What is the Focus score?

Focus score is a metric that measures the level of attention concentration in your design. A high Focus score indicates that attention is concentrated on a small area, meaning a focused design. Conversely, a low Focus score suggests that attention is dispersed across the design, indicating a scattered focus.

Why is it important?

A high Focus score is critical because, in designs with multiple attention-grabbing areas, viewers’ focus tends to scatter, reducing the visibility and impact of each component. This dispersion of attention makes the message harder to interpret and weakens the overall effectiveness of the design.

In contrast, when the focus is concentrated on a singular or a few well-defined areas, these elements are more likely to be distinctly recognized and understood. This targeted approach increases the likelihood that the core message will be noticed and thus communicated more effectively, improving content comprehension and memorability.

Therefore, aiming for a high Focus score is crucial in creating designs that capture attention, convey messages clearly, and leave a lasting impression on the audience, ensuring the message is seen, understood, and remembered.

How is the Focus score calculated?

The Focus score takes into account the heatmap area and the number of focal points in the heatmap. A larger heatmap area signifies less focused attention, resulting in a lower Focus score. Similarly, if there are multiple focal points (heatmap hotspots with densely concentrated attention indicated by red colors), the Focus score will also be lower. 

How to interpret the Focus score?

A Focus score of 80 and above is considered good, indicating effective attention capture within your design. But, if your goal is to really highlight the most crucial parts of your design clearly and powerfully, you can aim for a Focus score of 100.

Achieving a Focus score value of 100 means that the attention distribution in your design is concentrated perfectly. At this level, attention is so well-focused that trying to concentrate it further won’t noticeably improve how your design is perceived or understood. 

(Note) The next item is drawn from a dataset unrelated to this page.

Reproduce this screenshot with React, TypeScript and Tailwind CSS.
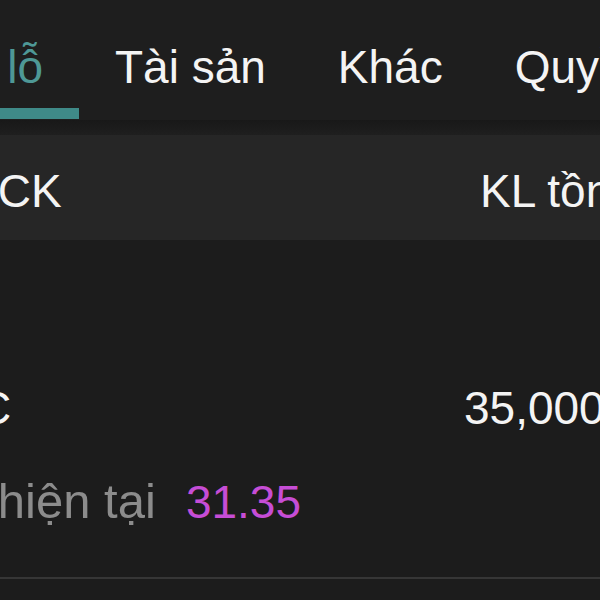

However, a high Focus score doesn’t guarantee that viewers are focusing on the right elements. Your design could have a Focus score of 100 (ideally focused attention), but the attention might be focused on the wrong parts. That’s probably not what you want. So keep this in mind.

Ideally, you want to focus attention on the most crucial parts of the design, and only you know which elements are the most important in your design. So, make sure that the attention is concentrated in the right place before refining how sharply focused it is. This refinement is where the true value of the Focus score lies, aiding in enhancing the design’s impact and effectiveness.